--- start of Data section ---
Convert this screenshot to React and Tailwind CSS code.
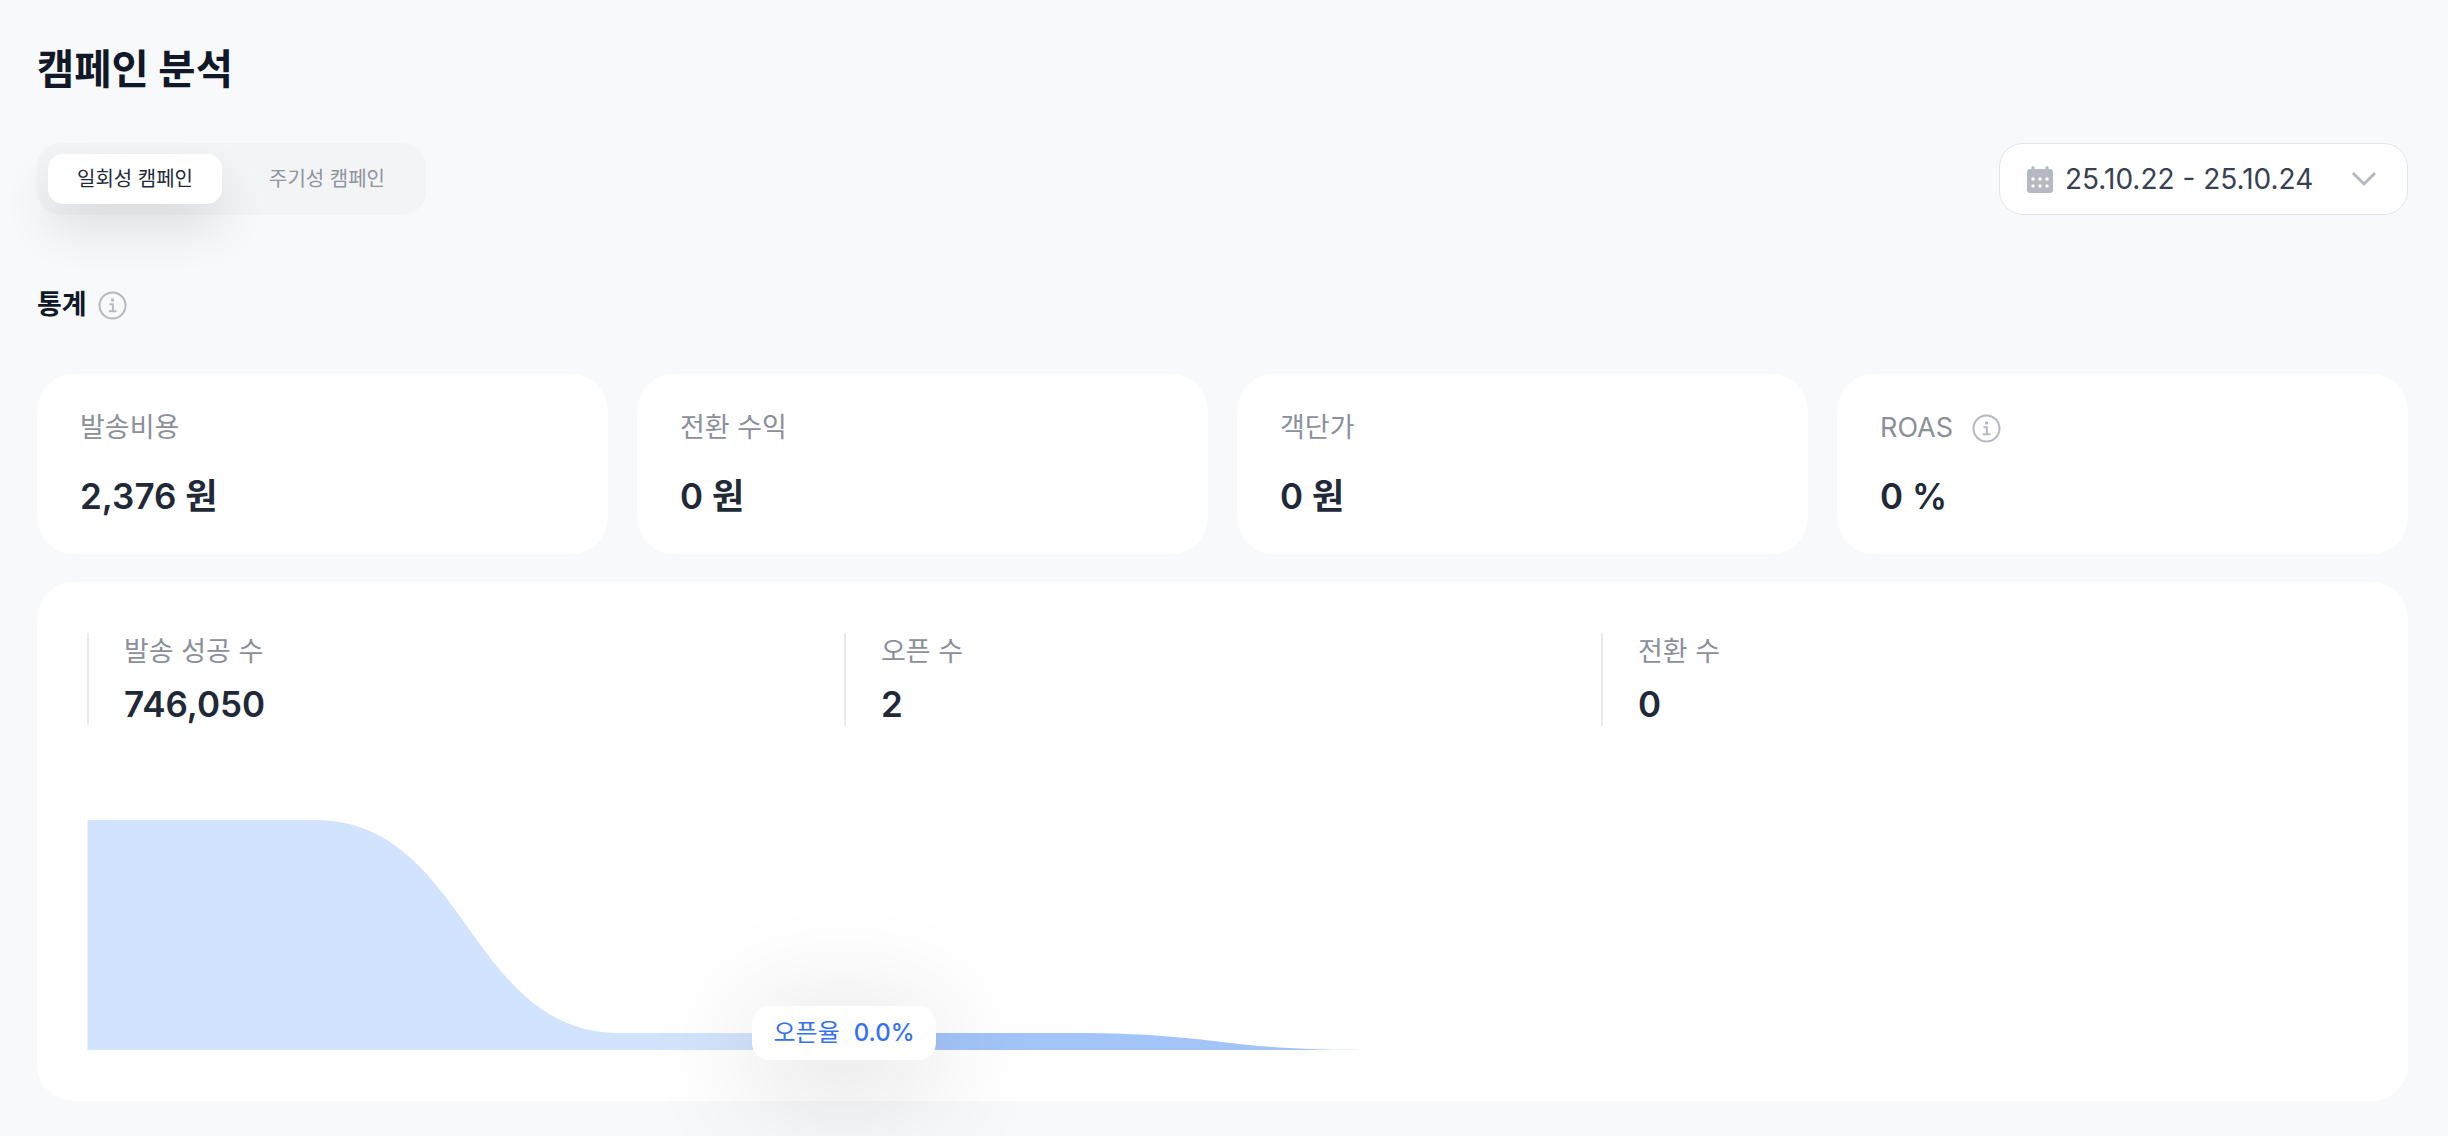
import React from 'react';

function InfoIcon({ className }) {
  return (
    <svg viewBox="0 0 29 29" className={className} fill="none">
      <circle cx="14.5" cy="14.5" r="13" stroke="#b7b9c2" strokeWidth="2" />
      <circle cx="14.5" cy="9" r="1.7" fill="#b7b9c2" />
      <path d="M11.5 13.2h3.4v6.6M10.8 20.2h7.6" stroke="#b7b9c2" strokeWidth="2" />
    </svg>
  );
}

function CalendarIcon() {
  return (
    <svg viewBox="0 0 26 27" className="w-[26px] h-[27px] shrink-0">
      <path d="M6 0a1.5 1.5 0 0 1 1.5 1.5V3h11V1.500a1.500 1.500 0 0 1 3 0V3H23a3 3 0 0 1 3 3v18a3 3 0 0 1-3 3H3a3 3 0 0 1-3-3V6a3 3 0 0 1 3-3h1.500V1.500A1.500 1.500 0 0 1 6 0z" fill="#b7b9c2" />
      {[6, 13, 20].map((x) =>
        [13, 20].map((y) => <rect key={x + '-' + y} x={x - 1.5} y={y - 1.5} width="3" height="3" rx="0.6" fill="#fff" />)
      )}
    </svg>
  );
}

function StatCard({ label, value, info }) {
  return (
    <div className="h-[180px] rounded-[37px] bg-white pl-[43px] pt-[35px]">
      <div className="flex items-center gap-[19px] h-[38px] text-[27px] leading-[38px] text-[#8b8f9a]">
        <span>{label}</span>
        {info && <InfoIcon className="w-[29px] h-[29px]" />}
      </div>
      <div className="mt-[26px] h-[46px] text-[35px] leading-[46px] font-semibold text-[#1f2937]">{value}</div>
    </div>
  );
}

function Metric({ label, value }) {
  return (
    <div className="h-[93px] border-l-2 border-[#e9eaee] pl-[35px]">
      <div className="pt-[1px] h-[35px] text-[27px] leading-[35px] text-[#8b8f9a]">{label}</div>
      <div className="mt-[14px] h-[44px] text-[35px] leading-[44px] font-semibold text-[#1f2937]">{value}</div>
    </div>
  );
}

export default function App() {
  return (
    <div className="relative h-[1136px] overflow-hidden bg-[#f8f9fb] pl-[37px] pr-[40px] pt-[45px] font-['Inter','Noto_Sans_CJK_KR',sans-serif]">
      <h1 className="h-[50px] text-[40.5px] leading-[50px] font-bold text-[#111827]">캠페인 분석</h1>

      <div className="mt-[48px] flex items-start justify-between">
        <div className="flex h-[72px] w-[389px] items-center gap-[18px] rounded-[24px] bg-[#f3f4f6] px-[11px]">
          <button className="h-[50px] w-[174px] rounded-[15px] bg-white text-[20px] font-normal text-[#1f2937] shadow-[0_24px_48px_rgba(0,0,0,0.11)]">일회성 캠페인</button>
          <button className="h-[50px] w-[174px] text-[20px] font-normal text-[#8f939e]">주기성 캠페인</button>
        </div>
        <div className="flex h-[72px] w-[409px] items-center rounded-[24px] border border-[#e2e5ea] bg-white pl-[27px] pr-[30px]">
          <CalendarIcon />
          <span className="ml-[12px] text-[28px] text-[#374151]">25.10.22 - 25.10.24</span>
          <svg viewBox="0 0 26 16" className="ml-auto w-[26px] h-[16px]" fill="none">
            <path d="M2 2l11 11L24 2" stroke="#b7b9c2" strokeWidth="3" />
          </svg>
        </div>
      </div>

      <div className="mt-[75px] flex h-[30px] items-center gap-[11px]">
        <span className="text-[27px] leading-[30px] font-semibold text-[#111827]">통계</span>
        <InfoIcon className="w-[29px] h-[29px]" />
      </div>

      <div className="mt-[54px] grid grid-cols-4 gap-[29px]">
        <StatCard label="발송비용" value="2,376 원" />
        <StatCard label="전환 수익" value="0 원" />
        <StatCard label="객단가" value="0 원" />
        <StatCard label="ROAS" value="0 %" info />
      </div>

      <div className="mt-[28px] h-[519px] rounded-[37px] bg-white px-[50px] pt-[51px]">
        <div className="grid grid-cols-3">
          <Metric label="발송 성공 수" value="746,050" />
          <Metric label="오픈 수" value="2" />
          <Metric label="전환 수" value="0" />
        </div>

        <div className="relative mt-[94px] h-[230px]">
          <svg viewBox="0 0 2270 230" className="block w-full h-[230px]">
            <path d="M0 0H227C380 0 380 213 532 213H757V230H0Z" fill="#d2e3fd" />
            <path d="M757 213H985C1130 213 1130 230 1275 230H757Z" fill="#a3c4f8" />
          </svg>
          <div className="absolute left-[665px] top-[186px] flex h-[54px] w-[184px] items-center justify-center gap-[14px] rounded-[17px] bg-white text-[24px] font-normal text-[#3370f5] shadow-[0_20px_120px_rgba(0,0,0,0.2)]">
            <span>오픈율</span>
            <span className="font-medium">0.0%</span>
          </div>
        </div>
      </div>
    </div>
  );
}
--- end of Data section ---
◆ **What is asked**: Set the pictures aside and transcribe the data above exactly.

◆ **Correct output**:
Convert this screenshot to React and Tailwind CSS code.
import React from 'react';

function InfoIcon({ className }) {
  return (
    <svg viewBox="0 0 29 29" className={className} fill="none">
      <circle cx="14.5" cy="14.5" r="13" stroke="#b7b9c2" strokeWidth="2" />
      <circle cx="14.5" cy="9" r="1.7" fill="#b7b9c2" />
      <path d="M11.5 13.2h3.4v6.6M10.8 20.2h7.6" stroke="#b7b9c2" strokeWidth="2" />
    </svg>
  );
}

function CalendarIcon() {
  return (
    <svg viewBox="0 0 26 27" className="w-[26px] h-[27px] shrink-0">
      <path d="M6 0a1.5 1.5 0 0 1 1.5 1.5V3h11V1.500a1.500 1.500 0 0 1 3 0V3H23a3 3 0 0 1 3 3v18a3 3 0 0 1-3 3H3a3 3 0 0 1-3-3V6a3 3 0 0 1 3-3h1.500V1.500A1.500 1.500 0 0 1 6 0z" fill="#b7b9c2" />
      {[6, 13, 20].map((x) =>
        [13, 20].map((y) => <rect key={x + '-' + y} x={x - 1.5} y={y - 1.5} width="3" height="3" rx="0.6" fill="#fff" />)
      )}
    </svg>
  );
}

function StatCard({ label, value, info }) {
  return (
    <div className="h-[180px] rounded-[37px] bg-white pl-[43px] pt-[35px]">
      <div className="flex items-center gap-[19px] h-[38px] text-[27px] leading-[38px] text-[#8b8f9a]">
        <span>{label}</span>
        {info && <InfoIcon className="w-[29px] h-[29px]" />}
      </div>
      <div className="mt-[26px] h-[46px] text-[35px] leading-[46px] font-semibold text-[#1f2937]">{value}</div>
    </div>
  );
}

function Metric({ label, value }) {
  return (
    <div className="h-[93px] border-l-2 border-[#e9eaee] pl-[35px]">
      <div className="pt-[1px] h-[35px] text-[27px] leading-[35px] text-[#8b8f9a]">{label}</div>
      <div className="mt-[14px] h-[44px] text-[35px] leading-[44px] font-semibold text-[#1f2937]">{value}</div>
    </div>
  );
}

export default function App() {
  return (
    <div className="relative h-[1136px] overflow-hidden bg-[#f8f9fb] pl-[37px] pr-[40px] pt-[45px] font-['Inter','Noto_Sans_CJK_KR',sans-serif]">
      <h1 className="h-[50px] text-[40.5px] leading-[50px] font-bold text-[#111827]">캠페인 분석</h1>

      <div className="mt-[48px] flex items-start justify-between">
        <div className="flex h-[72px] w-[389px] items-center gap-[18px] rounded-[24px] bg-[#f3f4f6] px-[11px]">
          <button className="h-[50px] w-[174px] rounded-[15px] bg-white text-[20px] font-normal text-[#1f2937] shadow-[0_24px_48px_rgba(0,0,0,0.11)]">일회성 캠페인</button>
          <button className="h-[50px] w-[174px] text-[20px] font-normal text-[#8f939e]">주기성 캠페인</button>
        </div>
        <div className="flex h-[72px] w-[409px] items-center rounded-[24px] border border-[#e2e5ea] bg-white pl-[27px] pr-[30px]">
          <CalendarIcon />
          <span className="ml-[12px] text-[28px] text-[#374151]">25.10.22 - 25.10.24</span>
          <svg viewBox="0 0 26 16" className="ml-auto w-[26px] h-[16px]" fill="none">
            <path d="M2 2l11 11L24 2" stroke="#b7b9c2" strokeWidth="3" />
          </svg>
        </div>
      </div>

      <div className="mt-[75px] flex h-[30px] items-center gap-[11px]">
        <span className="text-[27px] leading-[30px] font-semibold text-[#111827]">통계</span>
        <InfoIcon className="w-[29px] h-[29px]" />
      </div>

      <div className="mt-[54px] grid grid-cols-4 gap-[29px]">
        <StatCard label="발송비용" value="2,376 원" />
        <StatCard label="전환 수익" value="0 원" />
        <StatCard label="객단가" value="0 원" />
        <StatCard label="ROAS" value="0 %" info />
      </div>

      <div className="mt-[28px] h-[519px] rounded-[37px] bg-white px-[50px] pt-[51px]">
        <div className="grid grid-cols-3">
          <Metric label="발송 성공 수" value="746,050" />
          <Metric label="오픈 수" value="2" />
          <Metric label="전환 수" value="0" />
        </div>

        <div className="relative mt-[94px] h-[230px]">
          <svg viewBox="0 0 2270 230" className="block w-full h-[230px]">
            <path d="M0 0H227C380 0 380 213 532 213H757V230H0Z" fill="#d2e3fd" />
            <path d="M757 213H985C1130 213 1130 230 1275 230H757Z" fill="#a3c4f8" />
          </svg>
          <div className="absolute left-[665px] top-[186px] flex h-[54px] w-[184px] items-center justify-center gap-[14px] rounded-[17px] bg-white text-[24px] font-normal text-[#3370f5] shadow-[0_20px_120px_rgba(0,0,0,0.2)]">
            <span>오픈율</span>
            <span className="font-medium">0.0%</span>
          </div>
        </div>
      </div>
    </div>
  );
}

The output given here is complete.